Modern device management can also help with identity. Some companies bind WebAuthn credentials to managed devices, enforce phishing-resistant login, and control which browsers or profiles can touch sensitive accounts. That helps. You should use it.
But device control still solves the part of the problem that device control can see. It governs the machine and some of the login surface around it. It does not teach the release system. It does not teach the maintainer. It does not tell an engineer which GitHub settings matter, how npm trusted publishing works, why provenance does not prove authorisation, or what to do when GitHub suspends the account they need in the middle of an incident.
That gap matters because a lot of critical open source still runs through one person with a GitHub account, an npm account, and no incident response team.
The failure mode is not the laptop
Recent supply-chain incidents made this awkwardly clear. Attackers did not need exotic kernel exploits or physical access to a corporate device. They used stolen credentials, over-trusted workflows, weak release boundaries, and maintainer confusion at the worst possible moment.
One recent attack chain looked like this. A compromised package abused node-gyp through a weaponised binding.gyp, harvested maintainer credentials from the local machine, then used those credentials to push throwaway branches, add a workflow with the same filename as the real release workflow, grant it id-token: write, and publish through GitHub Actions trusted publishing. The malicious package landed with valid provenance because the workflow ran in the right repository with the right name. The weak point was not the laptop. The weak point was the release path and the account behind it.
That is the part many organisations miss.
A company can secure the device and still fail to secure the maintainer.
If your engineer does not understand release environments, branch protection, publish permissions, maintainer recovery, and account separation, the company has reduced one class of risk and left another class exposed. That risk sits at the package registry, which is the place attackers actually target.
You cannot patch that gap with MDM.
Restrictive policy pushes work out of sight
Companies benefit from engineers who publish packages, fix bugs upstream, read source code, test tools, and build side projects. That work sharpens judgement. It teaches people how software actually fails. It makes them faster when production breaks.
Many of the engineers you most want in a security incident learned those habits outside formal training.
Do not let credentials sprawl across random devices and browser sessions. Do not make the opposite mistake either. If you remove agency, call it security, and stop there, the loss shows up later in weaker maintainers and worse judgement.
If you force engineers to choose between being secure and being involved in open source, you do not get secure engineers. You get quieter engineers, weaker maintainers, and less visibility into how your dependencies get built.
If the approved path is too restrictive, the work does not always stop. Engineers still notice a bug, have an idea, want to test a fix, or need to check something quickly outside office hours.
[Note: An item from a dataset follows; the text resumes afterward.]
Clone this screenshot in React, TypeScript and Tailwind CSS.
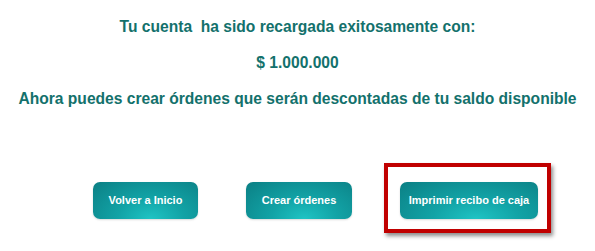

If the company laptop and company policy make that impossible, many will reach for a personal machine instead.
That is not a moral failure. It is a predictable system response. The company has not removed the work. It has pushed the work onto a device, account set, and browser session it controls less.
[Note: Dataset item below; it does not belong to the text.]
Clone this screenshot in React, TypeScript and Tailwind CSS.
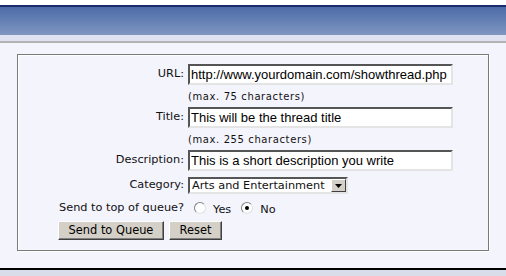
import React from 'react';

const inputCls =
  "h-[21px] w-[265px] border-2 border-t-[#555] border-l-[#555] border-b-[#e4e4e4] border-r-[#e4e4e4] bg-white px-[1px] text-[13px] leading-none text-black outline-none font-['Liberation_Sans',Arial,sans-serif]";

const btnCls =
  "h-[19px] border border-t-white border-l-white border-b-[#404040] border-r-[#404040] bg-[#d4d0c8] text-[11.4px] text-black shadow-[inset_-1px_-1px_0_#808080] font-['DejaVu_Sans',Verdana,sans-serif]";

const Radio = ({ checked }: { checked?: boolean }) => (
  <span className="relative inline-block h-[12px] w-[12px] rounded-full border border-t-[#808080] border-l-[#808080] border-b-[#e0e0e0] border-r-[#e0e0e0] bg-white">
    {checked && <span className="absolute left-[3px] top-[3px] h-[4px] w-[4px] rounded-full bg-black" />}
  </span>
);

const App: React.FC = () => {
  return (
    <div className="flex h-[276px] w-[506px] flex-col overflow-hidden bg-[#f4f4fd] font-['DejaVu_Sans',Verdana,sans-serif] text-[11.3px] text-[#111]">
      {/* header band */}
      <div className="h-[5px] bg-white" />
      <div className="h-[2px] bg-[#1c2c6c]" />
      <div className="h-[28px] bg-gradient-to-b from-[#4d6ba8] to-[#7f96c1]" />
      <div className="h-[6px] bg-[#dfe2f1]" />
      <div className="h-[2px] bg-[#b3b3b3]" />

      <div className="px-[17px] pt-[11px]">
        <div className="h-[197px] border border-[#7a7a7a] shadow-[inset_1px_1px_0_#fff,1px_1px_0_#fff] pl-[40px] pt-[9px]">
          {/* URL */}
          <div className="flex items-center gap-[4px]">
            <span className="w-[126px] text-right">URL:</span>
            <input className={inputCls} defaultValue="http://www.yourdomain.com/showthread.php" />
          </div>
          <div className="flex h-[22px] items-center gap-[4px]">
            <span className="w-[126px]" />
            <span className="text-[10px] tracking-[0.6px]">(max. 75 characters)</span>
          </div>
          {/* Title */}
          <div className="flex items-center gap-[4px]">
            <span className="w-[126px] text-right">Title:</span>
            <input className={inputCls} defaultValue="This will be the thread title" />
          </div>
          <div className="flex h-[22px] items-center gap-[4px]">
            <span className="w-[126px]" />
            <span className="text-[10px] tracking-[0.6px]">(max. 255 characters)</span>
          </div>
          {/* Description */}
          <div className="flex items-center gap-[4px]">
            <span className="w-[126px] text-right">Description:</span>
            <input className={inputCls} defaultValue="This is a short description you write" />
          </div>
          {/* Category */}
          <div className="mt-[6px] flex items-center gap-[4px]">
            <span className="w-[126px] text-right">Category:</span>
            <div className="flex h-[17px] w-[160px] items-center border-2 border-t-[#555] border-l-[#555] border-b-[#e4e4e4] border-r-[#e4e4e4] bg-white">
              <span className="flex-1 pl-[2px] text-[11.3px] leading-none">Arts and Entertainment</span>
              <span className="flex h-[13px] w-[15px] items-center justify-center border border-t-white border-l-white border-b-[#404040] border-r-[#404040] bg-[#d4d0c8]">
                <svg width="7" height="4" viewBox="0 0 7 4"><path d="M0 0h7L3.5 4z" fill="#000" /></svg>
              </span>
            </div>
          </div>
          {/* Radios */}
          <div className="mt-[7px] flex h-[14px] items-center">
            <span className="w-[126px] text-right">Send to top of queue?</span>
            <span className="ml-[10px] flex items-center"><Radio /></span>
            <span className="ml-[7px] mt-[4px]">Yes</span>
            <span className="ml-[10px] flex items-center"><Radio checked /></span>
            <span className="ml-[7px] mt-[4px]">No</span>
          </div>
          {/* Buttons */}
          <div className="mt-[6px] flex gap-[5px]">
            <button className={btnCls + " w-[106px]"}>Send to Queue</button>
            <button className={btnCls + " w-[53px]"}>Reset</button>
          </div>
        </div>
      </div>

      <div className="flex-1" />
      <div className="h-[2px] bg-black" />
      <div className="h-[6px] bg-[#d9dce9]" />
    </div>
  );
};

export default App;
There is a second cost. Engineers bring ownership, curiosity, and experimentation to the projects they care about. If you make that initiative awkward or risky, some of it just does not happen. The result is not only worse security. It is fewer upstream fixes, less creative problem-solving, and less of the initiative companies say they want from the people they hire.
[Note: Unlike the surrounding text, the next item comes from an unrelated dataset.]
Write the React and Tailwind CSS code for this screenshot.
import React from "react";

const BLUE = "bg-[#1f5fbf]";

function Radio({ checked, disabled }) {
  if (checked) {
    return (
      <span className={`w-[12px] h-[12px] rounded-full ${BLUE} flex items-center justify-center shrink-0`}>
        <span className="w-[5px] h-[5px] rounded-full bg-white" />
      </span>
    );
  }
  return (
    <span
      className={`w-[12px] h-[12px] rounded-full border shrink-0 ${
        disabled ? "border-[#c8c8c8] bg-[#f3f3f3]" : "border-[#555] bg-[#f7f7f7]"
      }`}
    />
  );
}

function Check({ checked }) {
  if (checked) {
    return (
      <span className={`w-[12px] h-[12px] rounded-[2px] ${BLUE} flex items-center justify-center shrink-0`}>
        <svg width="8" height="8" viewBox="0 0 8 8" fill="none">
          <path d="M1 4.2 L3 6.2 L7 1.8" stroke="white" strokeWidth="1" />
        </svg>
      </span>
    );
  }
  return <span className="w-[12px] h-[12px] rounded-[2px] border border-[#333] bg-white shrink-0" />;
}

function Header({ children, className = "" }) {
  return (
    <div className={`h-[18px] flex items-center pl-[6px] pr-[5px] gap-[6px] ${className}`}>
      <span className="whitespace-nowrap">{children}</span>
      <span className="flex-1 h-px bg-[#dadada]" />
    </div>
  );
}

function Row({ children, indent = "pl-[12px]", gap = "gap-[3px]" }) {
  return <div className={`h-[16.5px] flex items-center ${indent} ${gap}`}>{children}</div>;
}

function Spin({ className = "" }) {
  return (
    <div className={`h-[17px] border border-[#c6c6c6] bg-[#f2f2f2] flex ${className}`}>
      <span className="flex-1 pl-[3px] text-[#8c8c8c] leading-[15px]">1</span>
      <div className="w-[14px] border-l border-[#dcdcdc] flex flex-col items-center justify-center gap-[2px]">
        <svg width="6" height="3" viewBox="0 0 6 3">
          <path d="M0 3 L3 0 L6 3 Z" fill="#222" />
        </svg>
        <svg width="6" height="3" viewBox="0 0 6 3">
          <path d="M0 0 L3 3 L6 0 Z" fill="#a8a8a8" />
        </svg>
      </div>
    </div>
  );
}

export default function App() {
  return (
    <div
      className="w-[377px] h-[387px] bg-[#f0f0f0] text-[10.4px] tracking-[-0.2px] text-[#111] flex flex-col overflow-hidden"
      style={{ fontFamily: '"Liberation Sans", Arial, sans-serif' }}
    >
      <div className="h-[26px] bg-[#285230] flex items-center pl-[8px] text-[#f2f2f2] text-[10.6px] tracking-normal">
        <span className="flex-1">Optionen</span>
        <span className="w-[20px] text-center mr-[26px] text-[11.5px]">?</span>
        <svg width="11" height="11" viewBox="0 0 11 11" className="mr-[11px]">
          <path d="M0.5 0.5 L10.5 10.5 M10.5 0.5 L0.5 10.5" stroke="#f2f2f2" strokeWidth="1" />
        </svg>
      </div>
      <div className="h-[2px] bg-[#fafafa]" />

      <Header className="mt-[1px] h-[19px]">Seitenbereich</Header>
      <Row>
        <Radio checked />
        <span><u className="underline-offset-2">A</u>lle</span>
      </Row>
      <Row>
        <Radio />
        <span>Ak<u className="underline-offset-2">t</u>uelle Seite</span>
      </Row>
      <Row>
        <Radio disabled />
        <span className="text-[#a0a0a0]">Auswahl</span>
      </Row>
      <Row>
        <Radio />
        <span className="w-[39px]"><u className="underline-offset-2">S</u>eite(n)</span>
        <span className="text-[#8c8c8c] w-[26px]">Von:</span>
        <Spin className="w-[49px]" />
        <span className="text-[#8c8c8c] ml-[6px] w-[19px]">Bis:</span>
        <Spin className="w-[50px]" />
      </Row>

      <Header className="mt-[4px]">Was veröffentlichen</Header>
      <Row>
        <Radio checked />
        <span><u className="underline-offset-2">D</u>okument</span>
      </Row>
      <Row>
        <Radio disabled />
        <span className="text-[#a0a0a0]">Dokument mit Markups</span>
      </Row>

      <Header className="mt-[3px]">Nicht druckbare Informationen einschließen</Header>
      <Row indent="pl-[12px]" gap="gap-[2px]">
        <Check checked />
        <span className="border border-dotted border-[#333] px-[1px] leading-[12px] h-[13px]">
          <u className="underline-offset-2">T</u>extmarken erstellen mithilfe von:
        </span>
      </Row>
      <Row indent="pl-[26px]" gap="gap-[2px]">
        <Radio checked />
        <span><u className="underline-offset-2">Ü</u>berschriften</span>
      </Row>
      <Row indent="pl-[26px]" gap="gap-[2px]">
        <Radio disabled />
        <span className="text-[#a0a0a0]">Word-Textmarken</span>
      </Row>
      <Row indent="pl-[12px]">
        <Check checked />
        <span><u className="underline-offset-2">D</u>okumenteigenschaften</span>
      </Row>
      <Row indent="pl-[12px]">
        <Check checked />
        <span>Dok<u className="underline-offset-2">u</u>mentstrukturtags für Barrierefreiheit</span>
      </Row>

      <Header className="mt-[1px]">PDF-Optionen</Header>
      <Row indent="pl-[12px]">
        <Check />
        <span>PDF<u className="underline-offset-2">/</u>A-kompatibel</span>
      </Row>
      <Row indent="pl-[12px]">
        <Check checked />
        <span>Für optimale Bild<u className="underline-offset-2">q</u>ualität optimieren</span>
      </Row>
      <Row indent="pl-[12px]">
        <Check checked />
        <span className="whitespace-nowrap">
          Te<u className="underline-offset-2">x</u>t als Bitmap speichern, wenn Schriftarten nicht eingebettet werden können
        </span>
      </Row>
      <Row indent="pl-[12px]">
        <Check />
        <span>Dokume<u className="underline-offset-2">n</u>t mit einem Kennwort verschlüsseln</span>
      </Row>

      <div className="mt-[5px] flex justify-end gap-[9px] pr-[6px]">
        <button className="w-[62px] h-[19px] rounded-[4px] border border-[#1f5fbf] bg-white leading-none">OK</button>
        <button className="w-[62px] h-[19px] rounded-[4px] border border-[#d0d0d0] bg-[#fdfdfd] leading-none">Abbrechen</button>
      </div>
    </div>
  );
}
Some organisations do face real legal constraints. Export controls, customer terms, internal IP rules, and sanctions policy can limit what an engineer may publish or even review in public. Fine. Write that down and handle it cleanly. If you need a hard boundary, give people a separate machine for personal open-source work on personal time, or a specific corporate-managed open-source account that stays isolated from internal source code. Do not leave the rule vague and call the confusion safety.
The better model
Treat open-source maintenance as a supported engineering activity with explicit controls around it.
Start with account security. Require passkeys or hardware security keys on GitHub and npm. Teach engineers to separate work, personal, and publishing identities with different browser profiles. Where personal accounts are not allowed on managed devices, provide a dedicated open-source account or profile that is corporate-managed but isolated from internal repositories. Remove long-lived publish tokens from CI. Protect release branches. Bind trusted publishing to a real environment. Keep recovery notes outside GitHub, such as in a company password manager with shared access. Review maintainership and package settings before you need them. If you need the implementation details, the trusted publishing setting that would have blocked the npm snapshot-branch attacks and the GitHub and npm settings open source maintainers should turn on before they need them cover the maintainer side.
Then teach the failure modes that matter.
Do not send maintainers generic phishing slides and call that security education. Walk them through a real package compromise. Show them how a malicious dependency can execute through something like node-gyp, what an attacker needs to publish, how OIDC claims work, why a workflow filename is not a release boundary, and what GitHub and npm access they lose during account lockout.
Engineers do not need more slogans. They need a mental model of the system they operate.
What employers should do now
- Fund passkeys or hardware security keys for engineers who maintain important packages.
- Write a clear policy for employee open-source work instead of leaving people to guess.
- Provide guidance for separating work, personal, and maintainer accounts safely.
- Where personal accounts are restricted on managed devices, provide a monitored open-source account or profile that stays isolated from internal code.
- Offer an optional hardened publishing environment for staff who release widely used open-source software, such as a dedicated CI runner or isolated build node.
- Train engineers on developer-focused supply-chain attacks, not generic awareness material.
- Document the legal and export-control cases that need stricter separation, and give those engineers a clean path that does not depend on guesswork.
- Help maintainers prepare recovery notes, contact paths, and release documentation before an incident.
- Support employees during a compromise instead of treating them as the problem once something goes wrong.
None of that conflicts with managed devices. Security teams should do both jobs.
The standard to aim for
Security teams need separation. Engineers need flow. Good organisations build for both.
Use managed devices where they help. Use platform controls where they matter. Teach maintainers the systems they depend on. Support the open-source work your company already benefits from.
Managed laptops reduce risk at the edge. They do not make a maintainer ready for a supply-chain attack.